PERE: Why did KKR decide to get into private equity real estate now?
Ralph Rosenberg: KKR had been thinking about being in the commercial real estate business for a while. I think it was one of the worst-kept secrets in the industry. At the end of last year, it became relatively obvious to the senior leadership of KKR and to me that it would be the perfect moment in time – in terms of what was happening in the real estate capital markets, what was happening in the investor community and what was happening to Wall Street – for me to take on the challenge of running the business.
PERE: Why get into real estate at all?
RR: The simple answer to that is that we believe we are stewards of capital for our limited partners, who effectively have invested in our intellectual capital and discipline in order to do very smart things with their capital on a risk-adjusted basis. If you think about that as a very high-level mandate for the firm and then you peel back the onion, the firm was doing what I just described in a disciplined, robust way in the traditional corporate private equity arena for many years. In 2006, we decided to start diversifying that mandate to service our core investors more thoroughly by offering the opportunity to those investors to manage other types of capital for them than just traditional private equity.

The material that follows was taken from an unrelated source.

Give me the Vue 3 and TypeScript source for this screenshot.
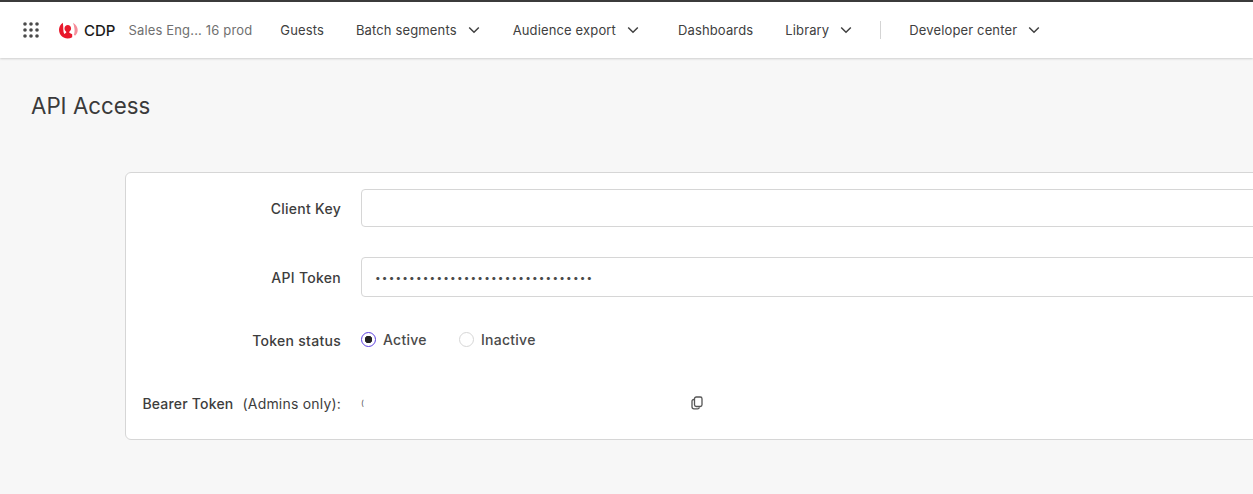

PERE: So this is evolution for the firm?
RR: Yes. Most people don’t realise this, but the firm runs about $61 billion in assets and $45 billion is in private equity vehicles. There is $16.5 billion in non-private equity-related activities with the mandate to be a full-service provider of capital and steward to our investors. So the natural evolution of that business model ultimately must be in the real estate capital markets because, as we all know, it’s the largest asset class on the planet. If you really are going to fulfill the mission of being a real fiduciary of capital to investors, you want to be able to help them through their whole asset allocation model and to be able to objectively think about helping for each of the components of that model.
PERE: What is the advantage of KKR being public?
RR: A public balance sheet gives us cash to invest directly into the market in opportunities that involve commercial real estate without having to raise third-party money and to effectively use our capital as a currency to launch new strategies. We’re going to use that cash, which is about $2 billion right now, to proactively invest in asset classes with risk-adjusted returns and effectively demonstrate to the market and our LPs that we’re good stewards of capital. It’s not about trying to generate income or cash flow off the balance sheet to distribute to our shareholders. It really is the opposite, which is to create a one-stop, global asset management platform for our biggest investors, of which we have 360.
PERE: Isn’t the real estate model of asset management different than private equity?
RR: We run $17 billion that isn’t private equity, and the compensation model in that ecosystem varies dramatically off the 2 and 20 model. I think the reason we do that is because we honestly believe our job is to be asset managers across the spectrum for our clients. If we do that well, we’re going to get rewarded for that, not only by our clients but by the capital markets because we’re a public company. So we are perfectly willing and interested in running real estate capital under compensation structures that don’t look like 2 and 20.
Ten years from now, I promise you that, if I’ve done my job correctly, we will be opportunistic players, mezzanine debt players, value-added and core. As we all know, core managers don’t get paid 2 and 20, and there has been no conversation with Henry (Kravis) or George (Roberts) about how we are going to raise 2 and 20 money. It’s been the exact opposite. We’ve got access to a bunch of capital, and my mission is to be steward of that capital. One of the things about KKR that everyone needs to appreciate is that nobody at KKR owns a piece of their own fund. Everyone at KKR owns a piece of the global business.
PERE: Is KKR seeing real estate deal flow here in Europe?
RR: Sure. The firm is interested in investing in a workout situation with a major bank, a London development with one of the UK’s major developers, a sale-leaseback transaction and a transaction with a distressed borrower in Ireland. We’re solving the bank’s problem, we’re solving the operator’s problem and there’s an island of relationships that allow us to add value. That’s where we are going to spend our time.